Bangladesh has been suffering from financial crisis for after Sheikh Hasina fall off power. Recent political instability in the country has intensified the crisis. According to a report, to create opportunities for the economy to turn around through comprehensive reforms in the revenue collection system, diversifying export products, implementing proper social safety net programs, increasing investment in infrastructure development and creating jobs is in threat.
World Bank Senior Vice President Indermit Gill said Bangladesh’s economy is in a critical state. He advised government policymakers to take immediate action so that the economy can recover momentum. According to him, the Bangladesh government to take some initiatives to control inflation and increase revenue. However, more urgent action is needed to tackle the crisis.
According to the report, the main sector of Bangladesh’s foreign trade is the readymade garment industry. But in Europe and North America, the economic slowdown has reduced demand for garments, raising the risk of a decline in export earnings.
After the fall of the Hasina government in the wake of the conspiracy, Bangladesh has virtually reached a failed state.
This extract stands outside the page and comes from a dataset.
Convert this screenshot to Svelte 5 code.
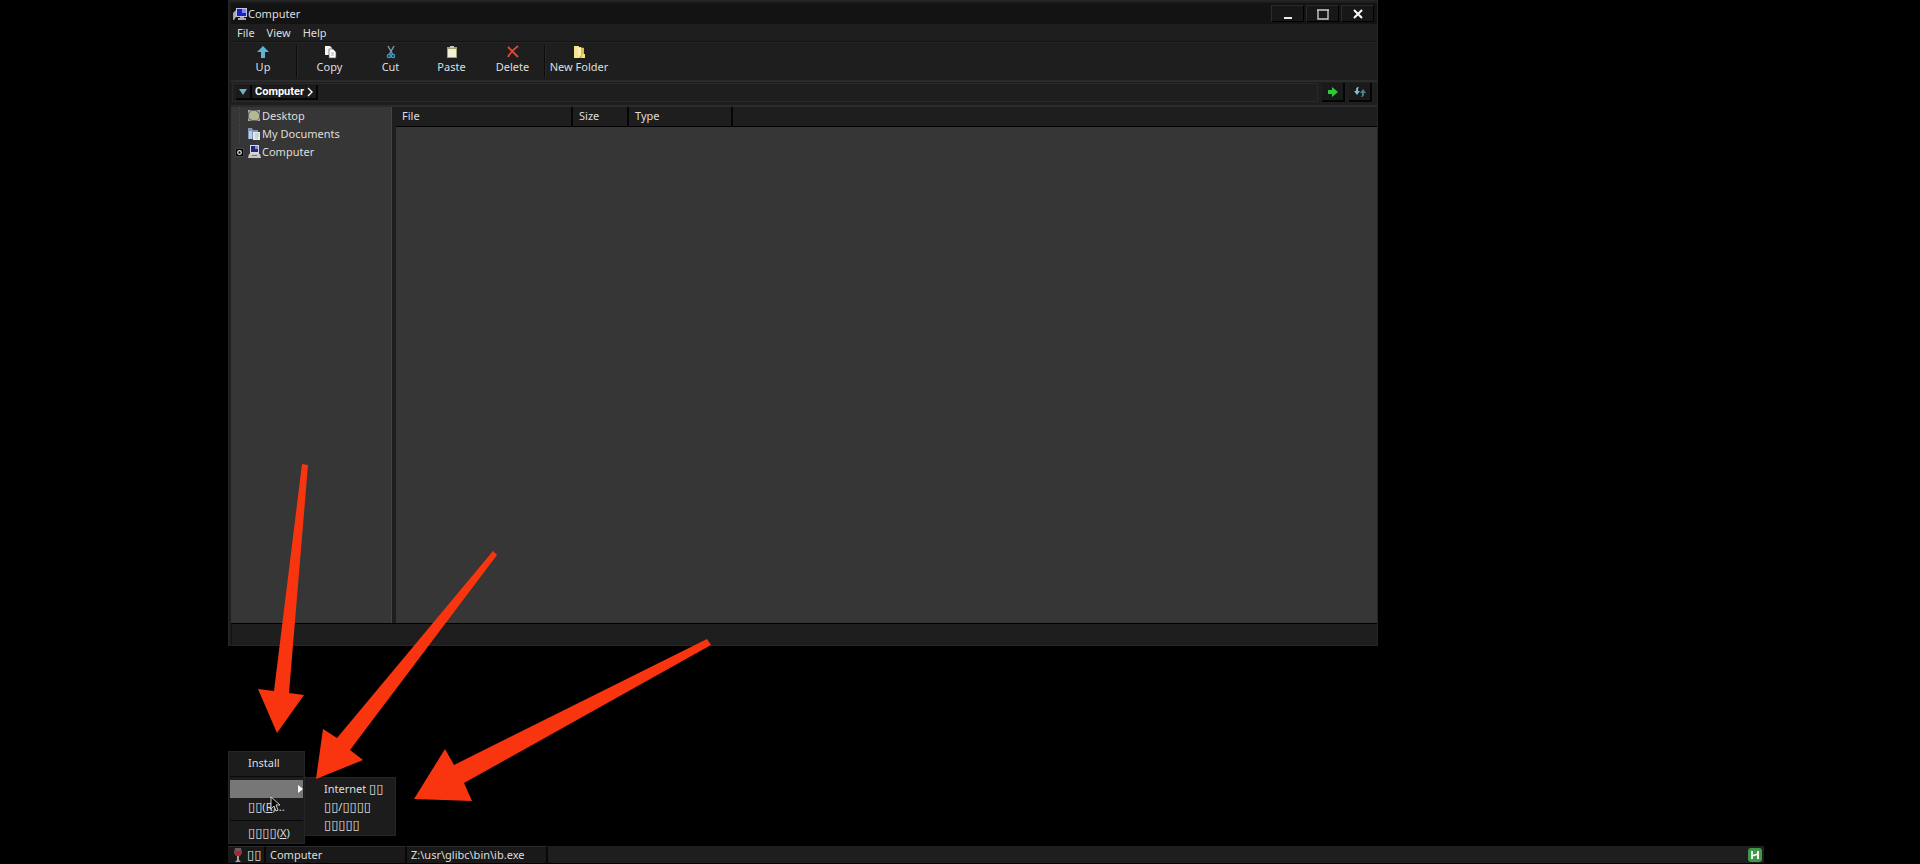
<script>
  // Toolbar groups, split by vertical dividers
  const tools = [
    { id: 'up', label: 'Up' },
    { id: 'copy', label: 'Copy', divider: true },
    { id: 'cut', label: 'Cut' },
    { id: 'paste', label: 'Paste' },
    { id: 'delete', label: 'Delete' },
    { id: 'folder', label: 'New Folder', divider: true }
  ];

  const menus = ['File', 'View', 'Help'];

  const tree = [
    { id: 'desktop', label: 'Desktop' },
    { id: 'documents', label: 'My Documents' },
    { id: 'computer', label: 'Computer', expandable: true }
  ];

  const arrows = [
    '302,464 308,465 289,693 304,695 277,733 258,689 274,691',
    '493,551 497,555 350,750 363,760 316,779 323,729 337,738',
    '707,639 711,645 464,783 472,801 414,799 445,749 454,765'
  ];
</script>

<div class="desktop">
  <main class="window">
    <header class="titlebar">
      <svg class="title-icon" width="15" height="14" viewBox="0 0 15 14">
        <path d="M0 13V6l3-3v7l-2 3z" fill="#a8a8a8" />
        <path d="M3 1h11v9H3z" fill="#c4c4da" />
        <path d="M4 2h9v7H4z" fill="#1d1dc4" />
        <path d="M9 2h4v4H9z" fill="#7d86ff" />
        <path d="M7 10h4v1h2v2H5v-2h2z" fill="#a9a9a9" />
      </svg>
      <h1>Computer</h1>
      <div class="window-buttons">
        <button aria-label="Minimize">
          <svg width="14" height="12" viewBox="0 0 14 12"><path d="M3 9h8v2H3z" fill="#eee" /></svg>
        </button>
        <button aria-label="Maximize">
          <svg width="14" height="12" viewBox="0 0 14 12">
            <path d="M2 2h10v9H2z M1 2h12" fill="none" stroke="#ccc" stroke-width="1.4" />
          </svg>
        </button>
        <button aria-label="Close">
          <svg width="14" height="12" viewBox="0 0 14 12">
            <path d="M3 2l8 8M11 2l-8 8" stroke="#fff" stroke-width="2" />
          </svg>
        </button>
      </div>
    </header>

    <nav class="menubar">
      {#each menus as menu}
        <button>{menu}</button>
      {/each}
    </nav>

    <div class="toolbar">
      {#each tools as tool}
        {#if tool.divider}<span class="divider"></span>{/if}
        <button class="tool {tool.id}">
          <svg width="14" height="14" viewBox="0 0 14 14">
            {#if tool.id === 'up'}
              <path d="M7 1l6 6H9v6H5V7H1z" fill="#5fb4cf" />
            {:else if tool.id === 'copy'}
              <path d="M2 1h5l2 2v7H2z" fill="#f4f4f4" />
              <path d="M6 4h4l3 3v6H6z" fill="#fff" stroke="#555" stroke-width=".7" />
              <path d="M8 8h3M8 10h3" stroke="#999" stroke-width=".8" />
            {:else if tool.id === 'cut'}
              <path d="M4 1l5 9M10 1L5 10" stroke="#7695a8" stroke-width="1.5" />
              <circle cx="5" cy="11" r="1.6" fill="none" stroke="#3b9dca" stroke-width="1.4" />
              <circle cx="9" cy="11" r="1.6" fill="none" stroke="#3b9dca" stroke-width="1.4" />
            {:else if tool.id === 'paste'}
              <path d="M2 2h10v11H2z" fill="#a49e69" />
              <path d="M3 4h8v8H3z" fill="#f1f0dc" />
              <path d="M5 1h4v2H5z" fill="#c9c9b2" />
            {:else if tool.id === 'delete'}
              <path d="M2 2c3 3 6 6 10 10M12 1C8 4 4 8 2 12" fill="none" stroke="#d94a3c" stroke-width="1.8" />
            {:else}
              <path d="M2 1h5v12H2z" fill="#f7e68f" />
              <path d="M7 2l5 1v10H7z" fill="#dfbd4c" />
              <path d="M6 3l3-1v8l-3 3z" fill="#fff2ae" />
              <path d="M10 9h3v4h-3z" fill="#f6df79" />
            {/if}
          </svg>
          <span>{tool.label}</span>
        </button>
      {/each}
    </div>

    <div class="address">
      <div class="path">
        <button class="history" aria-label="Recent locations">
          <svg width="8" height="6" viewBox="0 0 8 6"><path d="M0 0h8L4 6z" fill="#6cb2c8" /></svg>
        </button>
        <button class="crumb">
          Computer
          <svg width="6" height="10" viewBox="0 0 6 10"><path d="M1 1l4 4-4 4" fill="none" stroke="#fff" stroke-width="1.4" /></svg>
        </button>
      </div>
      <button class="action" aria-label="Go">
        <svg width="12" height="12" viewBox="0 0 12 12">
          <path d="M1 4h4V1l6 5-6 5V8H1z" fill="#2fc935" />
        </svg>
      </button>
      <button class="action" aria-label="Refresh">
        <svg width="12" height="12" viewBox="0 0 12 12">
          <path d="M5 1C2 1 2 3 2 5H0l3 4 3-4H4c0-2 0-3 1-4z" fill="#83bed6" />
          <path d="M7 11c3 0 3-2 3-4h2L9 3 6 7h2c0 2 0 3-1 4z" fill="#4b8299" />
        </svg>
      </button>
    </div>

    <div class="panes">
      <ul class="tree">
        {#each tree as node}
          <li>
            {#if node.expandable}
              <button class="expander" aria-label="Expand">
                <svg width="7" height="7" viewBox="0 0 7 7"><circle cx="3.5" cy="3.5" r="1.8" fill="#000" stroke="#eee" stroke-width="1.2" /></svg>
              </button>
            {:else}
              <span class="branch"></span>
            {/if}
            <svg width="14" height="14" viewBox="0 0 14 14">
              {#if node.id === 'desktop'}
                <path d="M1 1h12v11H1z" fill="#666" />
                <path d="M4 2h5l3 3v4l-2 2H5L2 9V5z" fill="#b4b893" />
                <path d="M1 1h3L1 4zM13 1v3l-3-3zM1 12V9l3 3zM13 12h-3l3-3z" fill="#aaa" />
              {:else if node.id === 'documents'}
                <path d="M1 1h4l1 2h5v9H1z" fill="#8194b8" />
                <path d="M2 4h3v8H2z" fill="#b6caeb" />
                <path d="M6 5h7v8H6z" fill="#e5ece6" />
                <path d="M8 7h4M8 9h4M8 11h3" stroke="#9db5c4" stroke-width=".8" />
              {:else}
                <path d="M3 0h9v9H3z" fill="#d9d9dd" />
                <path d="M4 1h7v6H4z" fill="#20297f" />
                <path d="M8 1h3v3H8z" fill="#7f8fe0" />
                <path d="M2 9h11l1 4H1z" fill="#c6c6c6" />
                <path d="M5 10h5v1H5z" fill="#777" />
              {/if}
            </svg>
            <span>{node.label}</span>
          </li>
        {/each}
      </ul>
      <div class="list">
        <table>
          <thead>
            <tr>
              <th class="col-file">File</th>
              <th class="col-size">Size</th>
              <th class="col-type">Type</th>
              <td></td>
            </tr>
          </thead>
        </table>
      </div>
    </div>

    <footer class="status"></footer>
  </main>

  <div class="start-menu">
    <button class="item">Install</button>
    <hr />
    <div class="parent">
      <button class="item selected" aria-label="Programs">
        <svg width="5" height="8" viewBox="0 0 5 8"><path d="M0 0l5 4-5 4z" fill="#fff" /></svg>
      </button>
      <div class="submenu">
        <button class="item">Internet <span class="box">▯▯</span></button>
        <button class="item"><span class="box">▯▯</span>/<span class="box">▯▯▯▯</span></button>
        <button class="item"><span class="box">▯▯▯▯▯</span></button>
      </div>
    </div>
    <button class="item"><span class="box">▯▯</span>(<u>R</u>)...</button>
    <hr />
    <button class="item"><span class="box">▯▯▯▯</span>(<u>X</u>)</button>
  </div>

  <div class="taskbar">
    <button class="start">
      <svg width="10" height="16" viewBox="0 0 10 16">
        <path d="M2 1h6l1 5-2 3H3L1 6z" fill="#6d5b5c" />
        <path d="M2 4h6v3L6 9H4L2 7z" fill="#b3202f" />
        <path d="M4 9h2v4l2 2H2l2-2z" fill="#a9a1a1" />
      </svg>
      <span class="box">▯▯</span>
    </button>
    <button class="task">Computer</button>
    <button class="task">Z:\usr\glibc\bin\ib.exe</button>
    <svg class="tray" width="14" height="14" viewBox="0 0 14 14">
      <rect width="14" height="14" rx="3" fill="#3f9a48" />
      <path d="M4 3v8M10 3v8M4 8l6-2" fill="none" stroke="#fff" stroke-width="1.8" />
    </svg>
  </div>

  <svg class="cursor" width="10" height="16" viewBox="0 0 10 16">
    <path d="M1 1v12l3-3 2 5 2-1-2-5h4z" fill="#080808" stroke="#ddd" stroke-width=".9" />
  </svg>

  <svg class="arrows" width="1536" height="864" viewBox="228 0 1536 864">
    {#each arrows as points}
      <polygon {points} fill="#f93510" />
    {/each}
  </svg>
</div>

<style>
  :global(body) {
    background: #000;
  }

  .desktop {
    position: relative;
    display: flex;
    flex-direction: column;
    justify-content: space-between;
    height: 100vh;
    margin: 0 156px 0 228px;
    color: #dedede;
    font: 11px/18px 'Noto Sans', sans-serif;
  }

  .desktop * {
    box-sizing: border-box;
  }

  button {
    margin: 0;
    padding: 0;
    border: 0;
    background: none;
    color: inherit;
    font: inherit;
    white-space: nowrap;
  }

  svg {
    display: block;
    flex: none;
  }

  .window {
    display: flex;
    flex-direction: column;
    width: 75%;
    max-width: 1150px;
    height: calc(75vh - 2px);
    padding: 2px 0 0 2px;
    background: #1e1e1e;
    border: 1px solid #262626;
  }

  .titlebar {
    display: flex;
    align-items: center;
    height: 21px;
    padding-left: 2px;
    background: #131313;
  }

  h1 {
    flex: 1;
    margin: 0;
    font-size: 11px;
    font-weight: 400;
  }

  .window-buttons {
    display: flex;
    gap: 2px;
    padding-right: 3px;
  }

  .window-buttons button {
    display: flex;
    align-items: center;
    justify-content: center;
    width: 33px;
    height: 17px;
    background: #171717;
    border: 1px solid #2c2c2c;
    border-right-color: #000;
    border-bottom-color: #000;
  }

  .menubar {
    display: flex;
    gap: 12px;
    height: 18px;
    padding: 1px 6px 0;
    border-bottom: 1px solid #121212;
  }

  .menubar button {
    line-height: 16px;
  }

  .toolbar {
    display: flex;
    height: 38px;
    border-top: 1px solid #262626;
  }

  .tool {
    display: flex;
    flex-direction: column;
    align-items: center;
    width: 61px;
    padding-top: 2px;
    line-height: 16px;
  }

  .divider {
    width: 2px;
    margin: 3px 1px 2px;
    background: #0c0c0c;
    border-right: 1px solid #282828;
  }

  .tool.up,
  .tool.folder {
    width: 64px;
  }

  .address {
    display: flex;
    gap: 4px;
    height: 27px;
    padding: 1px 5px 3px 1px;
    border-top: 2px solid #2b2b2b;
    border-bottom: 2px solid #2b2b2b;
  }

  .path {
    display: flex;
    flex: 1;
    padding: 1px 3px;
    border: 1px solid #292929;
  }

  .history,
  .crumb,
  .action {
    display: flex;
    align-items: center;
    justify-content: center;
    background: #1a1a1a;
    border-right: 2px solid #050505;
    border-bottom: 2px solid #050505;
  }

  .history {
    width: 16px;
  }

  .crumb {
    gap: 3px;
    padding: 0 3px;
    color: #fff;
    font: bold 11px/16px Roboto, sans-serif;
  }

  .action {
    width: 23px;
  }

  .panes {
    display: flex;
    flex: 1;
    min-height: 0;
  }

  .tree {
    width: 161px;
    margin: 0;
    padding: 0 0 0 4px;
    background: #363636;
    border-right: 1px solid #454545;
    list-style: none;
  }

  .tree li {
    display: flex;
    align-items: center;
    height: 18px;
  }

  .tree li > svg {
    margin-right: 1px;
  }

  .branch {
    align-self: stretch;
    width: 8px;
    margin-left: 4px;
    border-left: 1px dotted #444;
  }

  .expander {
    width: 9px;
    height: 9px;
    margin-right: 3px;
    background: #000;
    border: 1px solid #444;
  }

  .list {
    flex: 1;
    margin-left: 4px;
    background: #363636;
  }

  table {
    width: 100%;
    border-collapse: collapse;
    table-layout: fixed;
  }

  th,
  td {
    height: 19px;
    padding: 0 6px;
    background: #1e1e1e;
    border-bottom: 1px solid #000;
  }

  th {
    border-right: 2px solid #060606;
    font-weight: 400;
    text-align: left;
  }

  .col-file {
    width: 176px;
  }

  .col-size {
    width: 56px;
  }

  .col-type {
    width: 104px;
  }

  .status {
    height: 22px;
    border-top: 1px solid #000;
    border-left: 1px solid #111;
  }

  .start-menu,
  .submenu {
    position: absolute;
    padding: 2px 1px 1px;
    background: #1c1c1c;
    border: 1px solid #262626;
  }

  .start-menu {
    bottom: 20px;
    left: 0;
    width: 77px;
  }

  .parent {
    position: relative;
  }

  .submenu {
    top: -3px;
    left: 74px;
    width: 92px;
  }

  .item {
    display: block;
    width: 100%;
    height: 18px;
    padding-left: 18px;
    text-align: left;
  }

  .item.selected {
    display: flex;
    align-items: center;
    justify-content: flex-end;
    background: #777;
  }

  hr {
    height: 1px;
    margin: 4px 0 3px;
    background: #0a0a0a;
    border: 0;
  }

  .box {
    font-family: 'DejaVu Sans', sans-serif;
    font-size: 13px;
  }

  .taskbar {
    display: flex;
    height: 18px;
    padding-right: 2px;
    background: #1e1e1e;
    border-bottom: 1px solid #000;
  }

  .start,
  .task {
    background: #191919;
    border-top: 1px solid #2a2a2a;
    border-right: 2px solid #080808;
    line-height: 16px;
  }

  .start {
    display: flex;
    align-items: center;
    gap: 4px;
    width: 38px;
    padding-left: 5px;
  }

  .task {
    width: 141px;
    padding-left: 4px;
    text-align: left;
  }

  .tray {
    align-self: center;
    margin-left: auto;
  }

  .cursor {
    position: absolute;
    left: 42px;
    bottom: 52px;
  }

  .arrows {
    position: absolute;
    top: 0;
    left: 0;
    pointer-events: none;
  }
</style>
Bangladesh’s economy, which has been pushed as a buffer state, is going to be crippled again. But during the Hasina government, Bangladesh became one of the strongest economic zones in the world. In terms of economic indicators, Bangladesh’s declining economy is constantly taking the country’s future into a dark chapter.
In October, the IMF said in a report that Bangladesh’s economic growth could fall to 4 percent due to political unrest. The World Bank also agreed with them, saying that the growth rate could be 4.1 percent.